Here, the company has an order backlog of Rs 14 bn to be executed by the end of next fiscal. While the company had talked in the past of not booking any fresh orders so as to focus on existing projects, the fact is that there are almost no new projects that are coming for discussion in this space. As for Sintex’s textiles business, sales grew by a sedate 2% YoY during the quarter.
Segment-wise performance
(Rs m) | 3QFY08 | 3QFY09 | Change | 9mFY08 | 9mFY09 | Change |
Textile revenue | 930 | 945 | 1.7% | 2,520 | 2,661 | 5.6% |
% share | 15.1% | 11.5% | 18.6% | 11.7% | ||
PBIT margin | 21.8% | 20.7% | 18.4% | 17.3% | ||
Plastic revenue | 5,224 | 7,254 | 38.9% | 11,019 | 20,165 | 83.0% |
% share | 84.9% | 88.5% | 81.4% | 88.3% | ||
PBIT margin | 12.6% | 10.6% | 14.8% | 12.3% |
The management has also reported that one of Sintex’s European subsidiaries, Geiger Technik, is on the verge of bankruptcy.
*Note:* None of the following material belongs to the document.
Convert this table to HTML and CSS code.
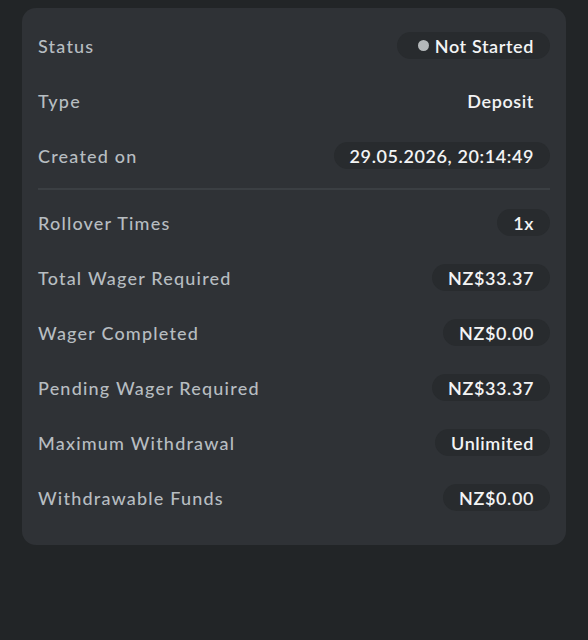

Sintex had started the process of acquiring this company in August 2008 and has paid around Euro 7 m for the same for a 10% stake so far. The management has indicated that if Geiger were to go bankrupt, Sintex will lose the entire amount that it has invested so far. Alternately, if the company (Geiger) revives from bankruptcy and the German government were to call bids again, Sintex will be in a position to pick up the remaining 90% stake at a valuation lower than the Euro 35.6 m that was finalised earlier.
We maintain our positive view on Sintex from a 2 to 3 years perspective, notwithstanding the concerns that might impact its performance in the next term.